For one example, there was an asshole named Max Long who was a theosophist that created his own new age religion (“Huna”) based on Hawaiian vocabulary in one of the most audacious acts of cultural appropriation I’ve ever heard of. Occasionally I still run into disciples of Huna passing along memes about how the indigenous Hawaiians want you to know about their cosmic wisdom which just happens to mesh with the cosmic wisdom in all the other Blavatsky-derived new religions. And doesn’t have much in common with the religion of indigenous Hawaiians. When I see that kind of junk I usually try to link people to actual Hawaiian activists and hope they keep their feet on the path that’s about accumulating wisdom rather than power tripping others by representing oneself as a super-evolved guru.

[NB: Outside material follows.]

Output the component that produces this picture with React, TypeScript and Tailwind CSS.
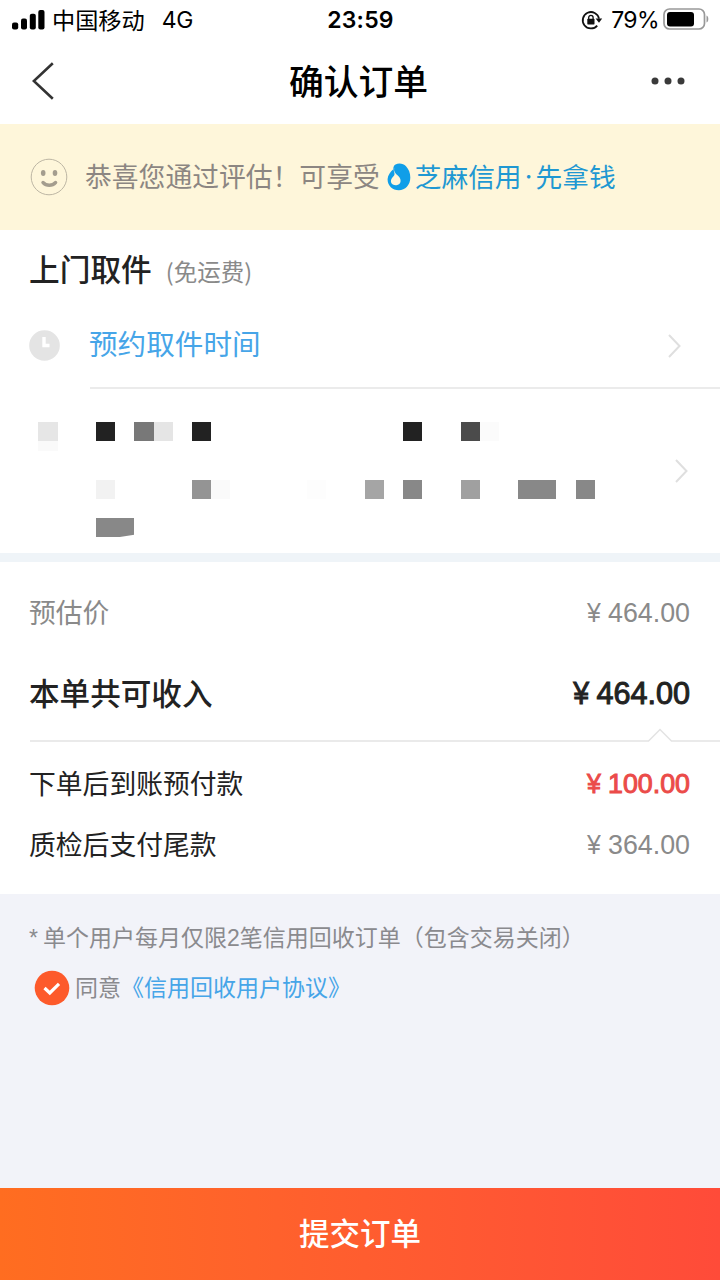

And speaking of power trippers … I get a lot of people who immediately come up with some kind of sexual objectification whenever I mention I’m from the islands, or when I mention enjoying Asian and/or Polynesian style music. It’s usually other white women, telling me “ooh I dated an Asian guy once” or “there’s a hot Asian guy working at the sushi place.” Like the only reason I might be interested in non-white culture is because I’m chasing after sex in an objectifying sort of way. 

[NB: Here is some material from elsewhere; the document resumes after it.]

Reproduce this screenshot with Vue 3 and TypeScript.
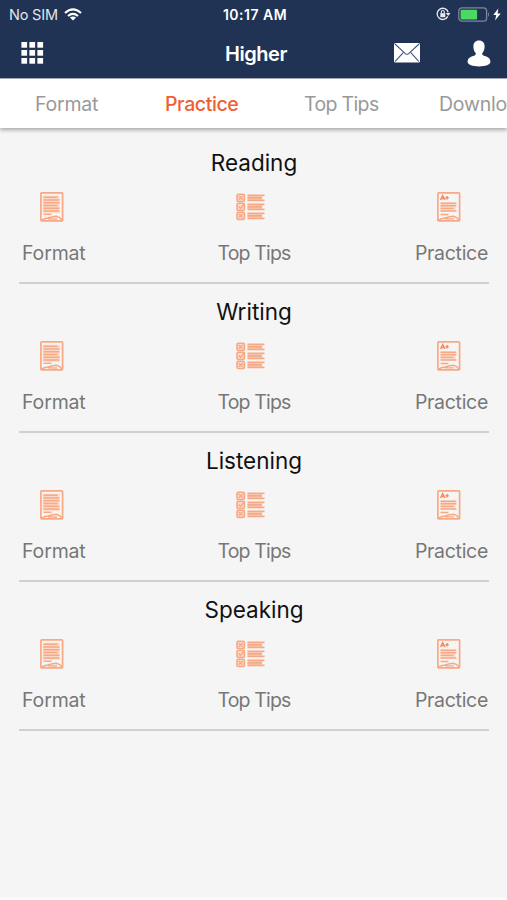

The absolute worst was this editor I worked with once, who told me she roleplayed in Second Life as a hapa boy. Like she wanted me to applaud and go “gosh you’re so multicultural” or something other than going "eww" or asking her if she would like to beef. Which is probably what the hapa boys/men/mahu/transwomen/women/girls/etc. I grew up with would say, although I’m speculating and would no more speak for all people of an ethnic background, than I would add ketchup to my poi. Not a done thing, as the haoles say. 

Speaking of people who like to beef, there are lots of mean folks in Hawai’i, and plenty of nice ones too. I was a weird kid like Lilo so I got bullied by my own people, and most of my friends were other introverted nerds of various backgrounds, all of us united by our fondness for numbers and our sensibilities derived from the local mishmosh of cultures, like cleaning up your trash when you go to the beach. I have quite a few people in my life who aren’t Polynesian at all but spent enough time living there to develop those kinds of sensibilities, so we share that bond, growing up watching anime alongside Disney and having super diverse classmates, and lots more familiarity with Asian culture than the average mainland kid. 

It makes me slightly askew in a lot of cultural discussions, because no, I didn’t grow up with the same standards as people growing up in North America. Most people my age lived in a world with far more racial and cultural segregation. I grew up where the prejudices and the colonizing attitudes worked differently. Some of my classmates were actually forbidden by law from speaking the Hawaiian language, which is why the Kamehameha School was such a big deal. 

But my mom wanted to be Indiana Jones, so yeah. I’m adjacent. Sometimes I try to advocate or educate, as part of the responsibility I feel for growing up there. 

I’m Schroedinger-y with respect to other identities too. I still identify as asexual, which puts me in the queer section, except I’m the kind who isn’t interested in queer sex, which isn’t a big part of the queer community, which is already small. I'm adjacent to it though and have had some amazing queer friends throughout my life, and I tend to stick up for them. 

I’m Schrodinger’s neurodivergent too. I went through a period of identifying as autistic, but these days I am more inclined to say I have a few autistic traits and am generally familiar with autism and other forms of neurodivergence. The only one that’s been documented is “gifted” and I see no point in paying perfectly good money to determine whether I’m officially on one side of a border that seems to fluctuate a lot. And gifted is a form of neurodivergence, and I share the experience of weird cognition with my fellow NDs, so I'm proudly adjacent there too.

I just wasn’t built for the identity politics era, personally. Too amorphous and nebulous, but that doesn’t mean I can’t be supportive and occasionally educational or entertaining.